What to assign instead: Assignments like these can be easily adapted by offering student choice. Instead of requiring students to write about a time in their own life where they overcame adversity or learned an important life lesson (two very common choices), why not allow them to expand their options outside their own life? By asking them to write about a time when you or someone else overcame a challenge and you learned an important lesson, you give students who may not feel comfortable talking about their own past the opportunity to share how someone else’s life (real or fictional) taught them something worthwhile.
2. English assignments that are cute but don’t demonstrate deep learning
The ultimate example of these kinds of projects is the shoebox diorama, but there are many variations. In essence, they are any project where the demonstration of learning isn’t as relevant as the attractiveness of the item created. While pretty projects might make a classroom look impressive during parent-teacher conferences, often they are light on academic value. Students might love spending a week or so creating their project, but how is that relevant to their understanding of the text? Additionally, as our awareness of equity in education grows, how are assignments like this fair to students who might not have access to parental assistance or additional supplies at home? We need to stop assigning projects that put a higher value on looking good than they do on critical thinking.
What to assign instead: When creating meaningful (and fun!) final assessments, we need to start with what we want our students to truly understand about the text/unit. In what ways can they demonstrate deep understanding? Can they transfer their learning to new situations? When assignments are created with these critical thinking questions in mind, we are more likely to create final assessments that aren’t just pretty, but meaningful as well.

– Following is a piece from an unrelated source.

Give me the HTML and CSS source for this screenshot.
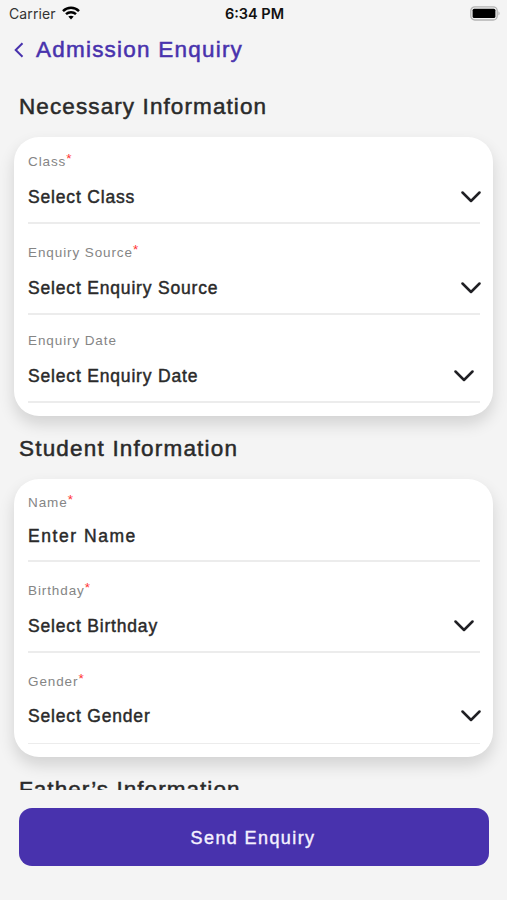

3. English assignments requiring public speaking
Public speaking is listed at the very top of “most hated assignment” when I polled my students each year. And I understand why. Standing up in front of your peers to deliver a speech is intimidating and often requires skills that many of us don’t consider our strongest. We assign speeches because they can be meaningful and do help students prepare to become better speakers and listeners. However, how often do adults have to stand in front of their colleagues and speak for extended periods of time? In most jobs, very little, if ever. With this in mind, I’m no longer going to require that every student demonstrates these skills in the exact same way.
What to assign instead: Speaking and listening skills are part of almost every English curriculum, but that doesn’t mean that every student has to demonstrate mastery of them in the same way. Choice can go a long way toward making an introverted student more likely to experience success. By allowing students to record their speeches, give them to a smaller group, or choose who will listen, we lessen the pressure and allow students to grow more comfortable with sharing their ideas with larger audiences.
4. English assignments that require group work
Group projects pop up almost as often as speeches when discussing hated assignments with students. Truthfully, who can blame them? We all have nightmares about being the only person who was doing the work required to complete an assignment. Or being the one student who hated speaking in front of the class so we looked bad while our teammates looked knowledgeable and prepared. Worse yet, to be graded based on how other people performed seems arbitrary and unfair. Even when I told my students I would look at their work individually, they knew part of their grade would rely upon a peer that often, they didn’t even choose to work with. We can do better.
What to assign instead: Just like public speaking, working with others is a valuable, needed skill. We don’t need to get rid of group projects altogether. Instead, we need to consider how to make them more equitable and a bit less terrifying. We can allow students choice about whether or not they want to work with a group. Or allow them to choose their group members. We can make sure to include self, group member, and full group assessment rubrics. This way, students can accurately (and privately) tell us what everyone did well (or not so well).
5. English assignments that include mandatory reading logs
It doesn’t feel like reading logs should be a big deal, but recent studies suggest they are. The fact that students are required to read each night instead of reading for pleasure sends the message that reading is a chore rather than a joy. Additionally, requiring a signature to prove reading took place often encourages parents and students to be dishonest. They sign the log just to get it over with, and we get no useful information from it. Reading logs don’t reinforce the right things and, for that reason, I’ve stopped using them.
What to assign instead: Anything we can do to excite our students about books and get them interested in reading is a better alternative to diminishing their interest/desire to read. Book tastings, weekly read alouds, and First Chapter Fridays are just a few great ways to get a bunch of interesting books in front of our students. From there, we can encourage self-motivated reading with reading conferences. Together, we can talk about what they’re reading, how it’s going, and what they might read next. Or we can create fun reading challenges and allow students to choose ones that most motivate and excite them.